Evidently, London’s Fire Services are bracing themselves for a dramatic rise in call outs from people unable to release themselves or their partners from handcuffs and other restraints following today’s UK release of the “mummy-porn” film “Fifty Shades of Grey”.

According to a fire service spokesman (person, sorry!) they regularly have call outs from all sorts of adventurers who come a cropper, so to speak. There is concern at the higher levels of the fire service that the  release of the film is only likely to make matters considerably worse.

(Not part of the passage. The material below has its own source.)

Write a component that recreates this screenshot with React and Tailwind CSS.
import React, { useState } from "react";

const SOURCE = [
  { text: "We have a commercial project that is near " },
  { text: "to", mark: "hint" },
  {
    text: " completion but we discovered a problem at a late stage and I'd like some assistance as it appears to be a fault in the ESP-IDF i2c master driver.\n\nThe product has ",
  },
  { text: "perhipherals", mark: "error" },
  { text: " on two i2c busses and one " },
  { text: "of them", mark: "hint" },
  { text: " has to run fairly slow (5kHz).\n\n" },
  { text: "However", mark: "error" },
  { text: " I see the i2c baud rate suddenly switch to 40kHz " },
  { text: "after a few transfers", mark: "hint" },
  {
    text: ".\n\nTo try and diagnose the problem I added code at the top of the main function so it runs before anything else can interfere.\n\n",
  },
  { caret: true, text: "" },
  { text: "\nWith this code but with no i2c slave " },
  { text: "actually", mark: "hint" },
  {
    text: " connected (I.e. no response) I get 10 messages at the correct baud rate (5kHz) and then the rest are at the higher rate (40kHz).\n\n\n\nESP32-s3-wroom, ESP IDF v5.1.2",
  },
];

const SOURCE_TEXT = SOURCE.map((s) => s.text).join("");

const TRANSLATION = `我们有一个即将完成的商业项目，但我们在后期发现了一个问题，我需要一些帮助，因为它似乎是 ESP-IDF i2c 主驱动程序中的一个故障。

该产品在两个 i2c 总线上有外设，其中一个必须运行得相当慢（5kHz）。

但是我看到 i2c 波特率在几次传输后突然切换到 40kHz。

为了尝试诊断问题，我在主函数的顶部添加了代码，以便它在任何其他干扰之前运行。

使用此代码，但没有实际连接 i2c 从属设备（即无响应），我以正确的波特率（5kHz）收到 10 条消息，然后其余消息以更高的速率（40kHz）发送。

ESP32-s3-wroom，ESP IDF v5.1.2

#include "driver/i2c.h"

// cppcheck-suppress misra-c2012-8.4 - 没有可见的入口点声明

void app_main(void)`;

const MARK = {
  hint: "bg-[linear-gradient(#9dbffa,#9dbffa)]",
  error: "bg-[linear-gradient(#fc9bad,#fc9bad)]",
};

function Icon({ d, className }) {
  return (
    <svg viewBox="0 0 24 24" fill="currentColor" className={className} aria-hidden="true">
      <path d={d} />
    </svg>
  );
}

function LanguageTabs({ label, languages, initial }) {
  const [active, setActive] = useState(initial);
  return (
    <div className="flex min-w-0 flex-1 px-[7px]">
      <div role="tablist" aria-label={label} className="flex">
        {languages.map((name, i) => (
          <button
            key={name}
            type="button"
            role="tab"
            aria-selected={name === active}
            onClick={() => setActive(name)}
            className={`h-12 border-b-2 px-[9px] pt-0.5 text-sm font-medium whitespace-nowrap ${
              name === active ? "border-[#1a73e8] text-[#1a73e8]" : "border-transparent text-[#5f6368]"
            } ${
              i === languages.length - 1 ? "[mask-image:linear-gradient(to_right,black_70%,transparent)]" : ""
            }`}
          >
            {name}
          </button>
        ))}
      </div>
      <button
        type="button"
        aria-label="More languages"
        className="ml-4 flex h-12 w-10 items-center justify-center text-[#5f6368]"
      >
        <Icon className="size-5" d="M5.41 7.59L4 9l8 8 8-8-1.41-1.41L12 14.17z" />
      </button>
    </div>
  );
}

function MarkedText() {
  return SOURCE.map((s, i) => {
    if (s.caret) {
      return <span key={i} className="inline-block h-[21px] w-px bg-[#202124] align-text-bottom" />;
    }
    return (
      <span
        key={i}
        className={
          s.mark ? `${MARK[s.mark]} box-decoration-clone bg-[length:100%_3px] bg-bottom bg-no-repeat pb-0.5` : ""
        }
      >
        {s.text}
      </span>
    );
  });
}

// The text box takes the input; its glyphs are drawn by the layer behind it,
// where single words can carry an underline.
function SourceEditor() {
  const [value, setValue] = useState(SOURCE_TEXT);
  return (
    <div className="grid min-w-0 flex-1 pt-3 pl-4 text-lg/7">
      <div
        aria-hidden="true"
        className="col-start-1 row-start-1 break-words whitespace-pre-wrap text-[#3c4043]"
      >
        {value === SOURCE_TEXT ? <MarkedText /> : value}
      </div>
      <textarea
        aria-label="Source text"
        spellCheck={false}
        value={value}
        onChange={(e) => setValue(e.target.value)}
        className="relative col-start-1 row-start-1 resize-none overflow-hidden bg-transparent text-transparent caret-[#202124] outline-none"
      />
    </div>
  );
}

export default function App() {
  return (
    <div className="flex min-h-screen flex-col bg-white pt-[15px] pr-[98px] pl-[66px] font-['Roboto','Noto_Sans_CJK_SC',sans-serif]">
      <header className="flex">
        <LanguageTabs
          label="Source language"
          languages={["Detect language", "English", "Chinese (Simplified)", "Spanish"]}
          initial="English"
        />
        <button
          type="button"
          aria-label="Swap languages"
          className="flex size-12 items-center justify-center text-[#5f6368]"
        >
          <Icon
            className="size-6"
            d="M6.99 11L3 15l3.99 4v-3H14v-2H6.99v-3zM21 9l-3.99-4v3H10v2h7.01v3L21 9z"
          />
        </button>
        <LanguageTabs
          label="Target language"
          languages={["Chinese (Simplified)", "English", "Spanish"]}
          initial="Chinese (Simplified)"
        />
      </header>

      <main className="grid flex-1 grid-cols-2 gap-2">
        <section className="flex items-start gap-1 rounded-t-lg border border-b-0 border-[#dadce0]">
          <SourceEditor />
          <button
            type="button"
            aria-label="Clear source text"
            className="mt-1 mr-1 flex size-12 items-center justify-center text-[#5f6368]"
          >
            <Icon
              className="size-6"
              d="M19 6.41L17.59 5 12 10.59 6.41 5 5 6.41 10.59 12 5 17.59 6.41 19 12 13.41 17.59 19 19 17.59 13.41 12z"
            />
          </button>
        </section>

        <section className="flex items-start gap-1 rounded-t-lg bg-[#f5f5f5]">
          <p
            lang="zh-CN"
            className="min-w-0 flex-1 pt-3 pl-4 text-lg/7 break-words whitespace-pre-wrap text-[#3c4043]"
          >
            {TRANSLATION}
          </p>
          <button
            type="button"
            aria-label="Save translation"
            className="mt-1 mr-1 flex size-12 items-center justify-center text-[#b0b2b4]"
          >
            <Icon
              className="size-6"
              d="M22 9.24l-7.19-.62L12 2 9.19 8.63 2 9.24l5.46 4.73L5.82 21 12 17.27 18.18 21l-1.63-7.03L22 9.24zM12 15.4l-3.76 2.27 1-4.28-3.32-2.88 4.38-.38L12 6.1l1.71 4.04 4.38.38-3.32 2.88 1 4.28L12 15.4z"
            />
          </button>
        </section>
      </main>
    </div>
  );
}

Asked to provide examples, the spokesperson revealed that in the past couple of years fire crews have attended 28 incidents involving people trapped in handcuffs, removed 293 rings including 7 from male genitalia and released men’s genitals from vacuum cleaners or toasters

Now, I’d like to think that I’ve got a fairly broad mind and am reasonably enlightened so that  I can just about understand the warped rationale behind messing around with a vacuum cleaner (though presumably not a Dyson!). However, on the basis that the action is voluntary, I cannot, for the life of me, comprehend the thrill or pleasure in inserting one’s genitalia into a toaster. Or is that just me?

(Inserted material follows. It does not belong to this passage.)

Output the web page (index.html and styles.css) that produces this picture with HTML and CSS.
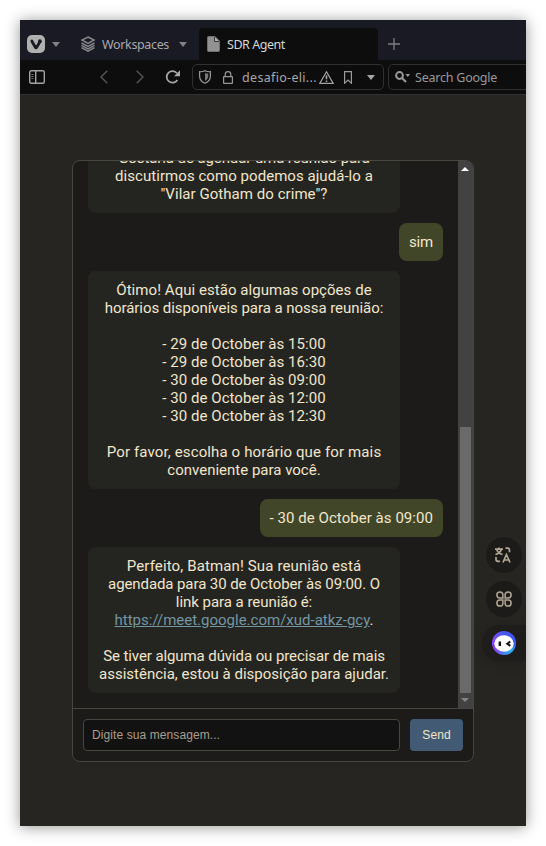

Screening the Undesirables

I was quite relieved when my US Visa was recently renewed for another ten years. Not because I thought there was any reason why the US authorities would refuse my application but simply because I had managed to negotiate my way through the minefield of bureaucracy.

Such applications have to be carefully vetted, particularly in these dangerous days, and officials need to be both thorough and meticulous to ensure that no undesirable aliens gain entry to their country. Bureaucrats the world over have a tendency to be rather serious and cheerless, in my experience, and so it was a pleasant surprise to be treated with politeness, courtesy and not a little humour when I visited the US embassy in London for my interview.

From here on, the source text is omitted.